By 1863, Matthews was among those black activists transforming the city’s political culture. Never before had Baltimore been home to a publication controlled by black editors and written for a black readership. And with good reason. State law had long made it a crime to publish material that might incite rebellion among black Marylanders. But with the Civil War that was changing. Young men organized to publish a chronicle of black ideas and black activism.

“Maryland! My Maryland!” was the title of Matthews’s contribution to the Lyceum Observer’s first issue. Prominently situated on the paper’s first page, it was a biting rebuke to proslavery and pro-Confederate factions within the state. It was already understood to be a secessionist anthem, but Matthews had another idea. With his parody, he turned the very notion of Maryland on its head.
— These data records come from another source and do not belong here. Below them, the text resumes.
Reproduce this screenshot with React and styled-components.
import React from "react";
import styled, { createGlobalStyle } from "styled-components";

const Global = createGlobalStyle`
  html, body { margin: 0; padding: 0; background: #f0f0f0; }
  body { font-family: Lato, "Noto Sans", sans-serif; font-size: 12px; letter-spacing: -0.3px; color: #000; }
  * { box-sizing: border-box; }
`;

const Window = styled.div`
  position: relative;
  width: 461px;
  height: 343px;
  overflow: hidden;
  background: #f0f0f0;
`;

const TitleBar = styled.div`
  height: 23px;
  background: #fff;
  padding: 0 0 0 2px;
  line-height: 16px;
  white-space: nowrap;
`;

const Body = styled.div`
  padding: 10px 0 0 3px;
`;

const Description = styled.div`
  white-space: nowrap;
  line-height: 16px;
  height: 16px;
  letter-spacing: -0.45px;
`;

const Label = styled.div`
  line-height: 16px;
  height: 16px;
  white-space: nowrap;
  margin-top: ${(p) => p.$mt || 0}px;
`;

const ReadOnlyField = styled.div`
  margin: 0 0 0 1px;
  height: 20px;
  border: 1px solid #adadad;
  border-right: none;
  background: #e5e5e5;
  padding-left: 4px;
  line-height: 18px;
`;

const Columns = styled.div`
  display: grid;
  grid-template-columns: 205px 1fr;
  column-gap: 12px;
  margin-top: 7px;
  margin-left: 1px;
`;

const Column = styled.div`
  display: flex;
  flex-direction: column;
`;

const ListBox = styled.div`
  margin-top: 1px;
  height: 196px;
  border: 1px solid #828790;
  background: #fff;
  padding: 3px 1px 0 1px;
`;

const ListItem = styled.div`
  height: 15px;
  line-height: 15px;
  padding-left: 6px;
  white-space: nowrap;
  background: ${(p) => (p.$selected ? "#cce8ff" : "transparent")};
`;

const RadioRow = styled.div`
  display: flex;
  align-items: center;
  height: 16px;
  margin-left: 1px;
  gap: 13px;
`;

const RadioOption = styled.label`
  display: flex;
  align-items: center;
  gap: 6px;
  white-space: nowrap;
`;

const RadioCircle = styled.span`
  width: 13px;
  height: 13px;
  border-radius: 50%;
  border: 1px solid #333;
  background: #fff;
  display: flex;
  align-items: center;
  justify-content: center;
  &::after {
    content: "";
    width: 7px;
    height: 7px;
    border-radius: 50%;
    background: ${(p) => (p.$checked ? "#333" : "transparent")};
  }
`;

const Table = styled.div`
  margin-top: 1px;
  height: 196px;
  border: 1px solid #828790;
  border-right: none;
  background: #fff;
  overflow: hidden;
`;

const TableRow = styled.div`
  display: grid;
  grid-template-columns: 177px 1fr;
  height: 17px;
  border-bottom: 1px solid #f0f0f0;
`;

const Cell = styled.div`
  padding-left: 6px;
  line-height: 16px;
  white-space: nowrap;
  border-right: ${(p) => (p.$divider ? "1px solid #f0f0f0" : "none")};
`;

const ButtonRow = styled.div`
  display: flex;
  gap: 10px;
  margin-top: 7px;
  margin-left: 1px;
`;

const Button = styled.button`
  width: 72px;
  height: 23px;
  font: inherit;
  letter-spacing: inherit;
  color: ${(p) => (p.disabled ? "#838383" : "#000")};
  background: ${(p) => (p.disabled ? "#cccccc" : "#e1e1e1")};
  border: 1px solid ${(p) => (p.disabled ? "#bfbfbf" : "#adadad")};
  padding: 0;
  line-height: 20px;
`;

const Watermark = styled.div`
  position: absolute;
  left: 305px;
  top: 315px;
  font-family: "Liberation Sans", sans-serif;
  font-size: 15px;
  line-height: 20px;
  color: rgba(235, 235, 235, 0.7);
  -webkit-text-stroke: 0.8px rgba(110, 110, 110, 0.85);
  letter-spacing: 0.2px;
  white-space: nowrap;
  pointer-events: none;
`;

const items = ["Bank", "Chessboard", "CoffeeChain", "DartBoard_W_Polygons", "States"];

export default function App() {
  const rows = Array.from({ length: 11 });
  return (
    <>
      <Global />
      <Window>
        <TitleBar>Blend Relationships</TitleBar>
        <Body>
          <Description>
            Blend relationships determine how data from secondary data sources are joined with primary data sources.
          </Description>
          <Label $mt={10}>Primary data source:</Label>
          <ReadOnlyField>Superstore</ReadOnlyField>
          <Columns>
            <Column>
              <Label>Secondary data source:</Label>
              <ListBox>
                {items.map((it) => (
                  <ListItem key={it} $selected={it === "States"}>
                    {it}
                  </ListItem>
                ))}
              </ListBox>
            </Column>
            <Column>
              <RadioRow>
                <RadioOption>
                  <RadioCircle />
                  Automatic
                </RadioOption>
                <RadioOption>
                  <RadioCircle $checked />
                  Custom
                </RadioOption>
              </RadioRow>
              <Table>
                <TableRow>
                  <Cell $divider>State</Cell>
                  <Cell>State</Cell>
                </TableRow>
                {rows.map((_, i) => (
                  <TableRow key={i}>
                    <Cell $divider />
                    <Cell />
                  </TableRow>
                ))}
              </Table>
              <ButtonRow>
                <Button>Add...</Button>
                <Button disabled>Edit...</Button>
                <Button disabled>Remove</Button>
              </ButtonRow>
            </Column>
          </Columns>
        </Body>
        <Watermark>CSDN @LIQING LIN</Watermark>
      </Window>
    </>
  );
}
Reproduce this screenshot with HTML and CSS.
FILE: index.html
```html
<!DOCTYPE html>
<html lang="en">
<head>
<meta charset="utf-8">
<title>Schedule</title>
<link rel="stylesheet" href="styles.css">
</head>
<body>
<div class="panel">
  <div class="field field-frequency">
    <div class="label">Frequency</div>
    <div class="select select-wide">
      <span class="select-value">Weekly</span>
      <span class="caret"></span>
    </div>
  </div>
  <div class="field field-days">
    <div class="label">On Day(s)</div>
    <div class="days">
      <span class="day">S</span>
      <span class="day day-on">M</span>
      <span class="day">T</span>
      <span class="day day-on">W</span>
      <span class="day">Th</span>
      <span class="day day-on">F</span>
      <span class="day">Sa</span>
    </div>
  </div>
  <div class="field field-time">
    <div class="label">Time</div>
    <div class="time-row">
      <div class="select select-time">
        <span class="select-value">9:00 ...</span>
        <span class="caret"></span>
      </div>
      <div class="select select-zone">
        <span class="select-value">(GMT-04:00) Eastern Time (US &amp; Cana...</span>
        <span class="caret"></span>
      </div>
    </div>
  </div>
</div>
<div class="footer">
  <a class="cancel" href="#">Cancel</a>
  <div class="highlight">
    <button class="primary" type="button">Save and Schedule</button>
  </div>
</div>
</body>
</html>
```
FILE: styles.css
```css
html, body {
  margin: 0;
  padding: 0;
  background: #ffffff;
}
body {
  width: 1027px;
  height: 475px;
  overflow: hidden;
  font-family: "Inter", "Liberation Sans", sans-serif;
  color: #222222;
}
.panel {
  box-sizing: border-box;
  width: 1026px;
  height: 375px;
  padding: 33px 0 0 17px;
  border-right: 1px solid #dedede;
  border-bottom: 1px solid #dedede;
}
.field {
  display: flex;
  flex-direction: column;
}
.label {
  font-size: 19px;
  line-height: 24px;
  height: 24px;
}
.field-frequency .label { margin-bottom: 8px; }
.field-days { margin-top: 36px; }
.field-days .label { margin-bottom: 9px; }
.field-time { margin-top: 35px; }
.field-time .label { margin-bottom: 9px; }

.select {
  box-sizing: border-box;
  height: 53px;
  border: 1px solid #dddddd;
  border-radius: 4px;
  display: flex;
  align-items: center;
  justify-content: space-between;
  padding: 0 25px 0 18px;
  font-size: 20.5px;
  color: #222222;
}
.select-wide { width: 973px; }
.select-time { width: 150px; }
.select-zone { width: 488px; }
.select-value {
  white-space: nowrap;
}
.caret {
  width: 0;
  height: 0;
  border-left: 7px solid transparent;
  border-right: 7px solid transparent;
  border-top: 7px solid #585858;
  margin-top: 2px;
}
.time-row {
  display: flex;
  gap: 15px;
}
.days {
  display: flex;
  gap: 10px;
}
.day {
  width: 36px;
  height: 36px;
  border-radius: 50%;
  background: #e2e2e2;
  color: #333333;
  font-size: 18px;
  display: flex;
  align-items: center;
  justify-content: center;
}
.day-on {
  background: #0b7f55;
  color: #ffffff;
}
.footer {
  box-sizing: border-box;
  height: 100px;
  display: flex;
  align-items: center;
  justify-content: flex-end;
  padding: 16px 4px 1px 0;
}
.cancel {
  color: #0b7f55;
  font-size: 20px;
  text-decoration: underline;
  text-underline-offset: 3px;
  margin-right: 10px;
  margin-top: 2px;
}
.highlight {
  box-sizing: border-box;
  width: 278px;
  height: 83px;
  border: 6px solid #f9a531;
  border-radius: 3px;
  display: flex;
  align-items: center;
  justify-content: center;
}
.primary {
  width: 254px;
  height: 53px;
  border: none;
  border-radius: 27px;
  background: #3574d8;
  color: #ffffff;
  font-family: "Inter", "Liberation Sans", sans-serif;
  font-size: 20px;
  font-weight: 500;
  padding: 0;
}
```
By 1863, he urged, changes were under way and black Marylanders were fomenting them.

“Those men of color, who, in the consciousness of their manhood,” Matthews wrote, “have leaped from the dark recesses of ignorance, and with their hands wrote their names in unperishable [sic] letters of renown upon the apex of Fame’s rugged mount . . . those veterans who manfully stood at their post where the first of the enemy was hottest, have been Marylanders!” His list of notable black Marylanders was impressive. The state had been a crucible that formed many of the era’s best and most influential black thinkers. Among them were antislavery activist Frederick Douglass, minister Henry Highland Garnet, scientist Benjamin Banneker, minister William Douglass, and civil rights advocate William James Watkins. This pantheon, rather than the Confederate cause, best represented the state’s pride and its future.

We might tell the story of “Maryland, My Maryland” as the ascendancy of the 20th century’s rise of the Civil War’s Lost Cause myth. That seems correct given that the song was officially adopted by the state in 1939. In this sense, the tune is a companion to many of that era’s monuments that have littered the state. This is a story about the activism of some white Marylanders.

It is worth recalling, however, that the struggle over “Maryland, My Maryland” is an old one. It is a story about the state’s long history of black activism. There is nothing new-fangled about opposition to the song in 2018. Instead, as the legislature approaches excising “Maryland, My Maryland” from the state’s cultural pantheon, we are witnessing the culmination of a challenge begun by William Matthews more than 150 years ago. For that, it is never too late.